▶ _SOURCE EXCERPT_:
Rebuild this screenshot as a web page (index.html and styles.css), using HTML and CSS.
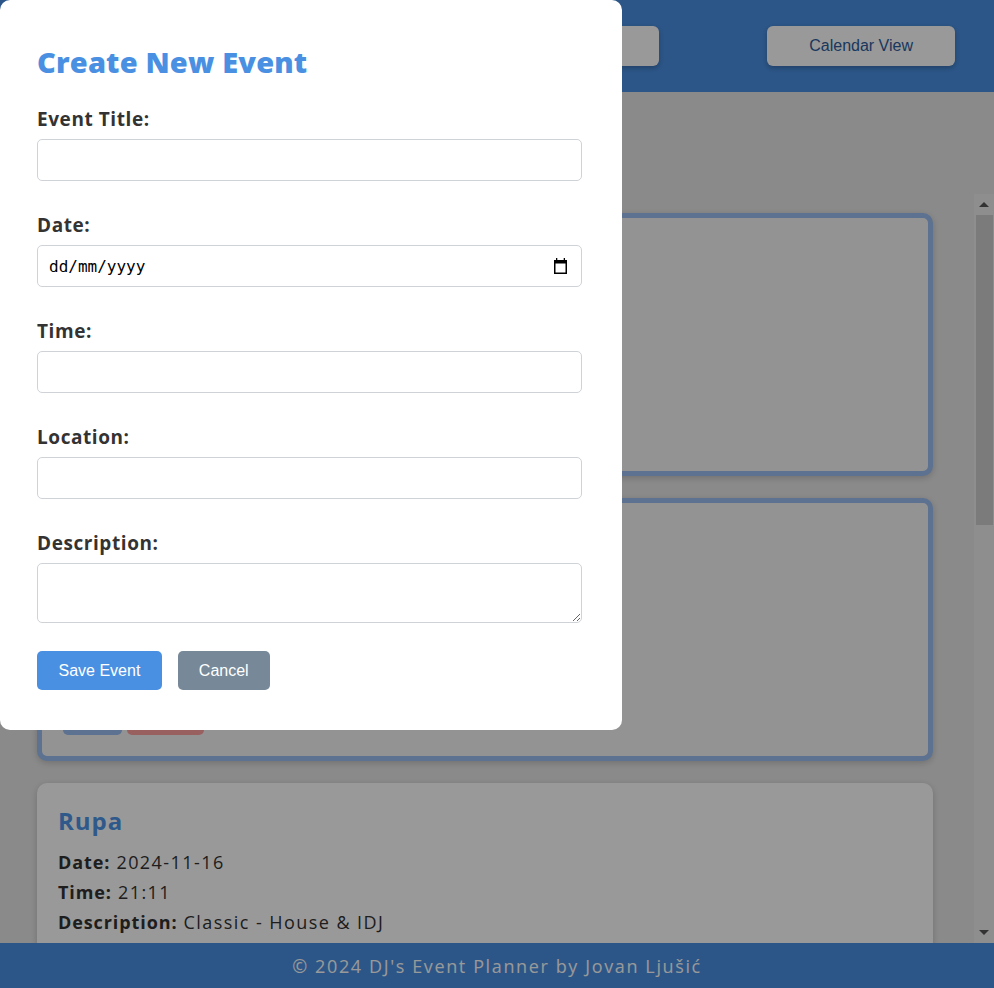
FILE: index.html
```html
<!DOCTYPE html>
<html lang="en-GB">
<head>
<meta charset="utf-8">
<title>DJ's Event Planner</title>
<link rel="stylesheet" href="styles.css">
</head>
<body>
<div class="app">
  <header class="topbar">
    <h1 class="brand">DJ's Event Planner</h1>
    <nav class="nav">
      <button class="nav-btn" type="button">Add New Event</button>
      <button class="nav-btn" type="button">Calendar View</button>
    </nav>
  </header>

  <main class="main">
    <div class="main-head">
      <h2 class="section-title">Upcoming Events</h2>
    </div>
    <div class="list-area">
      <section class="event-list">
        <article class="event-card highlight">
          <h3 class="event-title">Exit Festival</h3>
          <p class="event-line"><strong>Date:</strong> 2024-11-12</p>
          <p class="event-line"><strong>Time:</strong> 22:00</p>
          <p class="event-line"><strong>Description:</strong> Techno night</p>
          <p class="event-line"><strong>Location:</strong> Novi Sad</p>
          <div class="event-actions">
            <button class="card-btn edit" type="button">Edit</button>
            <button class="card-btn delete" type="button">Delete</button>
          </div>
        </article>
        <article class="event-card highlight">
          <h3 class="event-title">Drugstore</h3>
          <p class="event-line"><strong>Date:</strong> 2024-11-14</p>
          <p class="event-line"><strong>Time:</strong> 23:30</p>
          <p class="event-line"><strong>Description:</strong> Deep House</p>
          <p class="event-line"><strong>Location:</strong> Belgrade</p>
          <div class="event-actions">
            <button class="card-btn edit" type="button">Edit</button>
            <button class="card-btn delete" type="button">Delete</button>
          </div>
        </article>
        <article class="event-card">
          <h3 class="event-title">Rupa</h3>
          <p class="event-line"><strong>Date:</strong> 2024-11-16</p>
          <p class="event-line"><strong>Time:</strong> 21:11</p>
          <p class="event-line"><strong>Description:</strong> Classic - House &amp; IDJ</p>
          <p class="event-line"><strong>Location:</strong> Belgrade</p>
          <div class="event-actions">
            <button class="card-btn edit" type="button">Edit</button>
            <button class="card-btn delete" type="button">Delete</button>
          </div>
        </article>
        <article class="event-card">
          <h3 class="event-title">Barutana</h3>
          <p class="event-line"><strong>Date:</strong> 2024-11-22</p>
          <p class="event-line"><strong>Time:</strong> 22:00</p>
          <p class="event-line"><strong>Description:</strong> Open air set</p>
          <p class="event-line"><strong>Location:</strong> Belgrade</p>
          <div class="event-actions">
            <button class="card-btn edit" type="button">Edit</button>
            <button class="card-btn delete" type="button">Delete</button>
          </div>
        </article>
        <article class="event-card">
          <h3 class="event-title">Lasta</h3>
          <p class="event-line"><strong>Date:</strong> 2024-11-30</p>
          <p class="event-line"><strong>Time:</strong> 23:00</p>
          <p class="event-line"><strong>Description:</strong> Tech House</p>
          <p class="event-line"><strong>Location:</strong> Belgrade</p>
          <div class="event-actions">
            <button class="card-btn edit" type="button">Edit</button>
            <button class="card-btn delete" type="button">Delete</button>
          </div>
        </article>
      </section>
      <div class="scrollbar" aria-hidden="true">
        <div class="sb-btn">
          <svg width="10" height="5" viewBox="0 0 10 5"><polygon points="0,5 10,5 5,0" fill="#555"/></svg>
        </div>
        <div class="sb-track"><div class="sb-thumb"></div></div>
        <div class="sb-btn">
          <svg width="10" height="5" viewBox="0 0 10 5"><polygon points="0,0 10,0 5,5" fill="#555"/></svg>
        </div>
      </div>
    </div>
  </main>

  <footer class="footer">© 2024 DJ's Event Planner by Jovan Ljušić</footer>
</div>

<div class="overlay"></div>

<div class="modal">
  <h2 class="modal-title">Create New Event</h2>
  <form class="event-form">
    <div class="form-group">
      <label class="form-label" for="title">Event Title:</label>
      <input class="form-input" id="title" type="text">
    </div>
    <div class="form-group">
      <label class="form-label" for="date">Date:</label>
      <div class="date-field">
        <input class="form-input date-input" id="date" type="text" placeholder="dd/mm/yyyy">
        <svg class="date-icon" width="15" height="16" viewBox="0 0 15 16" aria-hidden="true">
          <rect x="3" y="0" width="1.3" height="3" fill="#000"/>
          <rect x="10.7" y="0" width="1.3" height="3" fill="#000"/>
          <rect x="1" y="2" width="13" height="3.5" fill="#000"/>
          <rect x="1.75" y="2.75" width="11.5" height="12.5" fill="none" stroke="#000" stroke-width="1.5"/>
        </svg>
      </div>
    </div>
    <div class="form-group">
      <label class="form-label" for="time">Time:</label>
      <input class="form-input" id="time" type="text">
    </div>
    <div class="form-group">
      <label class="form-label" for="location">Location:</label>
      <input class="form-input" id="location" type="text">
    </div>
    <div class="form-group last">
      <label class="form-label" for="description">Description:</label>
      <textarea class="form-input form-textarea" id="description"></textarea>
    </div>
    <div class="form-actions">
      <button class="btn btn-save" type="button">Save Event</button>
      <button class="btn btn-cancel" type="button">Cancel</button>
    </div>
  </form>
</div>
</body>
</html>
```

FILE: styles.css
```css
* {
  box-sizing: border-box;
}

html, body {
  margin: 0;
  height: 100%;
}

body {
  font-family: "Open Sans", "Noto Sans", sans-serif;
  letter-spacing: 0.06em;
  color: #333;
  background: #e6e6e6;
  overflow: hidden;
}

.app {
  display: flex;
  flex-direction: column;
  height: 100vh;
}

/* Header */
.topbar {
  flex: 0 0 92px;
  display: flex;
  align-items: center;
  justify-content: space-between;
  padding: 0 39px 0 37px;
  background: #4a90e2;
}

.brand {
  margin: 0;
  font-size: 28px;
  color: #fff;
}

.nav {
  display: flex;
  gap: 108px;
}

.nav-btn {
  font-family: "Liberation Sans", Arial, sans-serif;
  letter-spacing: 0;
  font-size: 16px;
  line-height: 18px;
  padding: 11px 42px;
  border: none;
  border-radius: 6px;
  background: #fff;
  color: #2e5c9c;
  box-shadow: 0 2px 5px rgba(0, 0, 0, 0.25);
}

/* Main */
.main {
  flex: 1 1 auto;
  display: flex;
  flex-direction: column;
  min-height: 0;
}

.main-head {
  flex: 0 0 102px;
  display: flex;
  align-items: center;
  padding: 0 37px;
}

.section-title {
  margin: 0;
  font-size: 26px;
  color: #333;
}

.list-area {
  flex: 1 1 auto;
  min-height: 0;
  display: flex;
}

.event-list {
  flex: 1 1 auto;
  min-width: 0;
  overflow: hidden;
  display: flex;
  flex-direction: column;
  gap: 22px;
  padding: 19px 41px 24px 37px;
}

/* Scrollbar of the event list */
.scrollbar {
  flex: 0 0 20px;
  display: flex;
  flex-direction: column;
  background: #ededed;
}

.sb-btn {
  flex: 0 0 21px;
  display: flex;
  align-items: center;
  justify-content: center;
}

.sb-track {
  flex: 1 1 auto;
  padding: 0 1px 0 2px;
}

.sb-thumb {
  height: 310px;
  background: #cdcdcd;
}

.event-card {
  flex: 0 0 auto;
  background: #fff;
  border-radius: 10px;
  padding: 20px 21px;
  box-shadow: 0 2px 6px rgba(0, 0, 0, 0.18);
}

.event-card.highlight {
  background: #f5f5f5;
  border: 5px solid #99bef0;
  padding: 20px 20px 21px 21px;
}

.event-title {
  margin: 0 0 8px;
  font-size: 24px;
  line-height: 36px;
  font-weight: 700;
  letter-spacing: 0.04em;
  color: #4f95e8;
}

.event-line {
  margin: 0;
  font-size: 18px;
  line-height: 30px;
  letter-spacing: 0.08em;
  color: #333;
}

.event-line strong {
  font-weight: 700;
  letter-spacing: 0.05em;
}

.event-actions {
  display: flex;
  gap: 5px;
  margin-top: 14px;
}

.card-btn {
  font-family: "Liberation Sans", Arial, sans-serif;
  letter-spacing: 0;
  font-size: 16px;
  line-height: 18px;
  padding: 8px 15.5px;
  border: none;
  border-radius: 5px;
  color: #fff;
}

.card-btn.edit {
  background: #99bef0;
}

.card-btn.delete {
  background: #ffa0a0;
}

/* Footer */
.footer {
  flex: 0 0 45px;
  display: flex;
  align-items: center;
  justify-content: center;
  background: #4a90e2;
  color: #fff;
  font-size: 18px;
  letter-spacing: 0.09em;
}

/* Modal */
.overlay {
  position: fixed;
  inset: 0;
  background: rgba(0, 0, 0, 0.4);
}

.modal {
  position: fixed;
  top: 0;
  left: 0;
  width: 622px;
  padding: 44px 40px 40px 37px;
  background: #fff;
  border-radius: 10px;
}

.modal-title {
  margin: 0 0 27px;
  font-size: 29px;
  line-height: 36px;
  font-weight: 800;
  letter-spacing: 0.006em;
  color: #4a90e2;
}

.event-form {
  margin: 0;
}

.form-group {
  margin-bottom: 32px;
}

.form-group.last {
  margin-bottom: 28px;
}

.form-label {
  display: block;
  margin-bottom: 8px;
  font-size: 19px;
  line-height: 24px;
  font-weight: 700;
  letter-spacing: 0.03em;
  color: #333;
}

.form-input {
  display: block;
  width: 100%;
  height: 42px;
  padding: 0 10px;
  border: 1px solid #cfd3d8;
  border-radius: 5px;
  background: #fff;
  font-family: "Open Sans", sans-serif;
  font-size: 16px;
  letter-spacing: 0;
  color: #000;
}

.date-field {
  position: relative;
}

.date-input {
  font-family: "DejaVu Sans Mono", "Liberation Mono", monospace;
  padding-left: 11px;
}

.date-input::placeholder {
  color: #000;
  opacity: 1;
}

.date-icon {
  position: absolute;
  right: 14px;
  top: 13px;
  pointer-events: none;
}

.form-textarea {
  height: 60px;
  padding: 10px;
  resize: both;
}

.form-actions {
  display: flex;
  gap: 16px;
}

.btn {
  font-family: "Liberation Sans", Arial, sans-serif;
  letter-spacing: 0;
  font-size: 16px;
  line-height: 19px;
  padding: 10px 21px;
  border: none;
  border-radius: 5px;
  color: #fff;
}

.btn-save {
  background: #4a90e2;
  padding: 10px 21.5px;
}

.btn-cancel {
  background: #778899;
}
```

▶ _DIRECTION_: Copy all lines from the material that hold "index".

▶ _RESPONSE BELOW_:
Rebuild this screenshot as a web page (index.html and styles.css), using HTML and CSS.
FILE: index.html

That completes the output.